US FIRST lady Michelle Obama brought the importance of education to the fore on the third day of a visit to China yesterday, where she has won praise for her approachability.

Mrs Obama, travelling with her two daughters, has been photographed at famous spots including the Forbidden City and Great Wall during the first independent trip by a US president’s wife to China.

She has won compliments for her elegant clothing and her interaction with ordinary people in a country where it is rare to see leaders’ spouses or children in public.

“She is very warm and frank, and when she is talking to people she conscientiously listens to what they have to say,” said Wu Qing, a retired professor of Beijing Foreign Studies University who met Mrs Obama yesterday.

“In China, we usually use weather to express our mood or state of mind, so the fact that the weather has been so nice these few days means she is very welcome in China.”

Mrs Obama hosted a discussion about education with a handful of Chinese professors, students and parents, as well as the new US ambassador to China, Max Baucus, at the US embassy. In the afternoon, she visited part of the Great Wall in the northern Beijing suburbs with her daughters, 15-year-old Malia and 12-year-old Sasha, and her mother, Marian Robinson.

T-shirts of president Barack Obama in a Mao hat that are common at Beijing tourist sites were absent from souvenir stalls yesterday, although at least one vendor showed a whole box of them when asked.

The purpose of Mrs Obama’s week-long visit is to promote educational exchanges between the US and China, although she brought up a contentious issue on Saturday in a 15-minute speech at a university.

She said that freedom of speech and unfettered access to information make countries stronger and should be universal rights.

China has some of the world’s tightest restrictions on the internet and Mrs Obama’s comments were absent yesterday from state media but circulated in social media, where they were widely praised.

“I was very impressed by her speech mentioning freedom of speech,” said Zhang Lifan, an independent historian who said he had read about it in overseas Chinese media. “Although the Chinese constitution guarantees freedom of speech, Chinese citizens don’t really enjoy that right. I think she just reminded China in a polite and mild way that not allowing freedom of speech is not conducive to China.”

Mrs Obama returned to the safer territory of education yesterday.

“It’s personal, because I wouldn’t be where I am today without my parents investing and pushing me to get a good education,” she said.

“My parents were not educated themselves, but one of the things they understood was that my brother and I needed that foundation,” she said at the US embassy before hosting a discussion among professors, students and parents chosen by the embassy.
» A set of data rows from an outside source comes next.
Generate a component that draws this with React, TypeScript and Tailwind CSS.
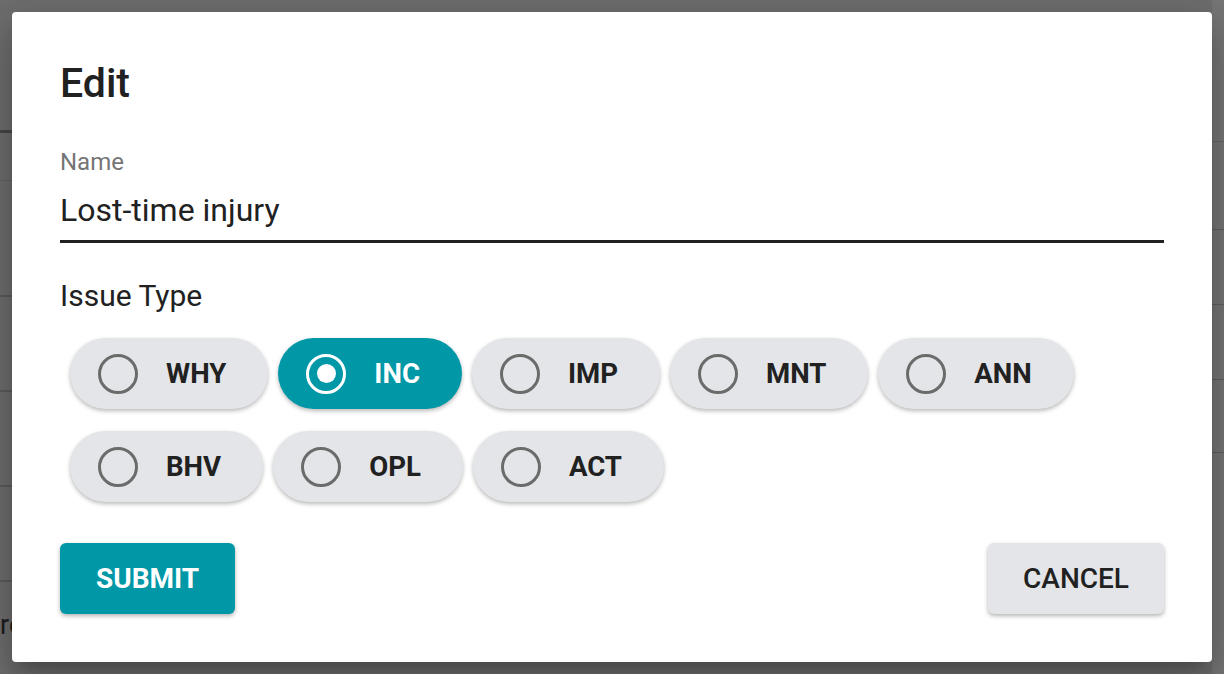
import { useState } from 'react';

const issueTypes = [
  ['WHY', 'INC', 'IMP', 'MNT', 'ANN'],
  ['BHV', 'OPL', 'ACT'],
];

const font = { fontFamily: 'Roboto, "Liberation Sans", sans-serif' };

function Chip({ label, selected, onClick }: { label: string; selected: boolean; onClick(): void }) {
  return (
    <button
      type="button"
      onClick={onClick}
      className={`flex h-[71px] items-center gap-[28px] rounded-full pl-[28px] pr-[42px] shadow-[0_2px_4px_rgba(0,0,0,0.28)] ${
        selected ? 'bg-[#0097a7] text-white' : 'bg-[#e3e5e8] text-[#212121]'
      }`}
    >
      <span
        className={`flex h-[40px] w-[40px] items-center justify-center rounded-full border-[3.5px] ${
          selected ? 'border-white' : 'border-[#6b6b6b]'
        }`}
      >
        {selected && <span className="h-[19px] w-[19px] rounded-full bg-white" />}
      </span>
      <span className="text-[27.6px] font-bold leading-none">{label}</span>
    </button>
  );
}

export default function App() {
  const [selected, setSelected] = useState('INC');

  return (
    <div className="relative h-[674px] w-[1224px] overflow-hidden bg-[#6e6e6e]" style={font}>
      {/* page behind the overlay */}
      <div className="flex h-full justify-between">
        <div className="flex w-[12px] flex-col">
          <div className="h-[133px] border-b-[3px] border-[#474747]" />
          <div className="h-[48px] border-b border-[#626262]" />
          <div className="h-[116px] border-b-2 border-[#5c5c5c]" />
          <div className="h-[95px] border-b-2 border-[#5c5c5c]" />
          <div className="h-[95px] border-b-2 border-[#5c5c5c]" />
          <div className="h-[95px] border-b-2 border-[#5c5c5c]" />
          <div className="mt-[30px] text-[27px] leading-none text-[#1d1d1d]">re</div>
        </div>
        <div className="flex w-[12px] flex-col bg-[#767676]">
          <div className="h-[142px] border-b border-[#666]" />
          <div className="h-[88px] border-b border-[#606060]" />
          <div className="h-[75px] border-b border-[#606060]" />
          <div className="h-[75px] border-b border-[#606060]" />
          <div className="h-[73px] border-b border-[#606060]" />
        </div>
      </div>

      {/* dialog */}
      <div className="absolute left-[12px] top-[12px] flex h-[650px] w-[1200px] flex-col rounded-[4px] bg-white px-[48px] pt-[47px] shadow-[0_11px_15px_-7px_rgba(0,0,0,0.2),0_24px_38px_3px_rgba(0,0,0,0.14),0_9px_46px_8px_rgba(0,0,0,0.12)]">
        <h2 className="text-[41px] font-medium leading-[48px] text-[#212121]">Edit</h2>

        <label className="mt-[41px] text-[24px] leading-[28px] text-[#757575]">Name</label>
        <div className="mt-[15px] border-b-[3px] border-[#212121] pb-[11px] text-[32px] leading-[38px] text-[#212121]">
          Lost-time injury
        </div>

        <div className="mt-[36px] text-[30px] leading-[34px] text-[#212121]">Issue Type</div>

        <div className="mt-[25px] flex flex-col gap-[22px] pl-[10px]">
          {issueTypes.map((row, i) => (
            <div key={i} className="flex gap-[10px]">
              {row.map((t) => (
                <Chip key={t} label={t} selected={selected === t} onClick={() => setSelected(t)} />
              ))}
            </div>
          ))}
        </div>

        <div className="mt-[41px] flex justify-between">
          <button
            type="button"
            className="h-[71px] rounded-[6px] bg-[#0097a7] px-[36px] text-[28px] font-bold text-white shadow-[0_2px_4px_rgba(0,0,0,0.3)]"
          >
            SUBMIT
          </button>
          <button
            type="button"
            className="h-[71px] rounded-[6px] bg-[#e3e5e8] px-[35px] text-[28px] font-medium text-[#212121] shadow-[0_2px_4px_rgba(0,0,0,0.3)]"
          >
            CANCEL
          </button>
        </div>
      </div>
    </div>
  );
}
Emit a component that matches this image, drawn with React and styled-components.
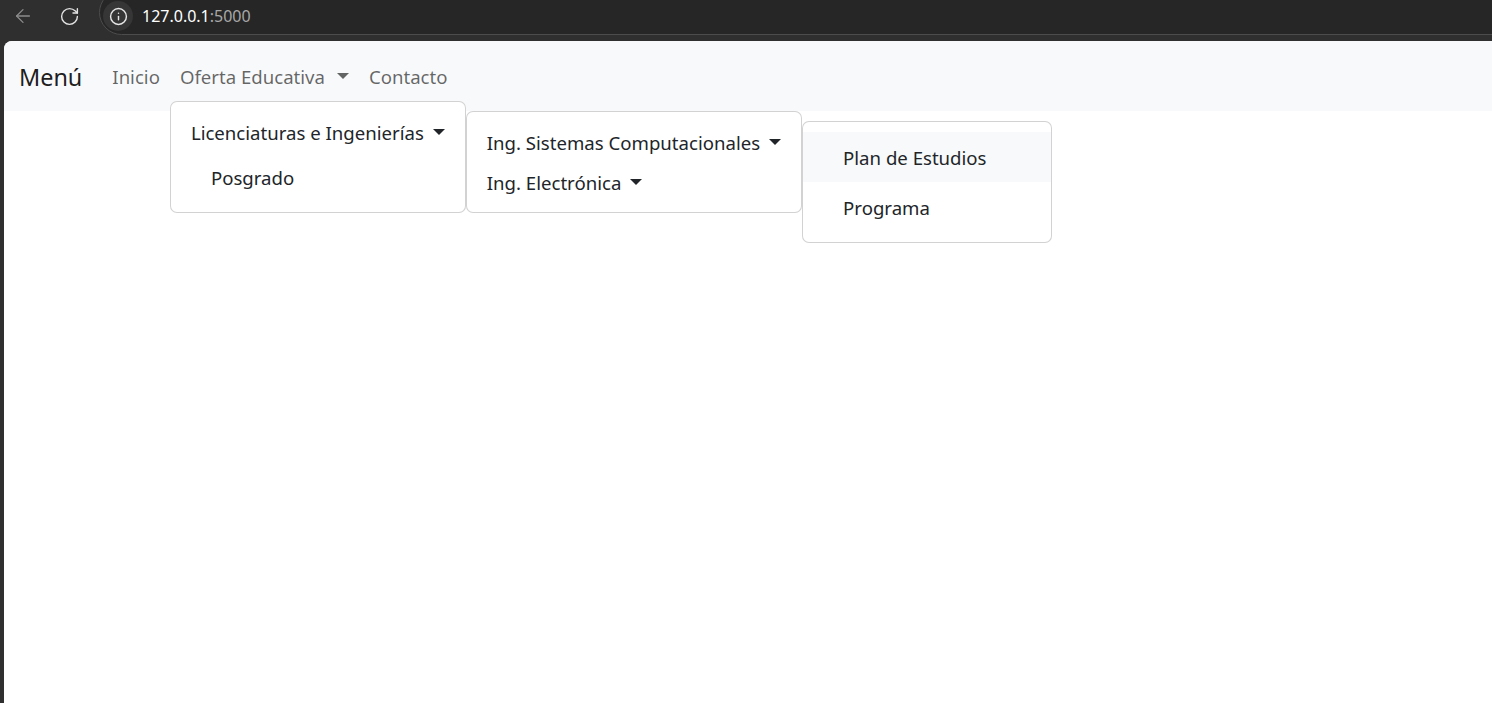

The session was closed to the media.

During the private discussion, Mrs Obama asked about China’s college entrance exam and how easy it was for graduates to find work, and expressed hopes that society would pay more attention to the disabled and that more students from ethnic minorities would participate in exchanges between the two countries, according to a student at the meeting.

Mrs Obama on Friday toured an elite Beijing high school.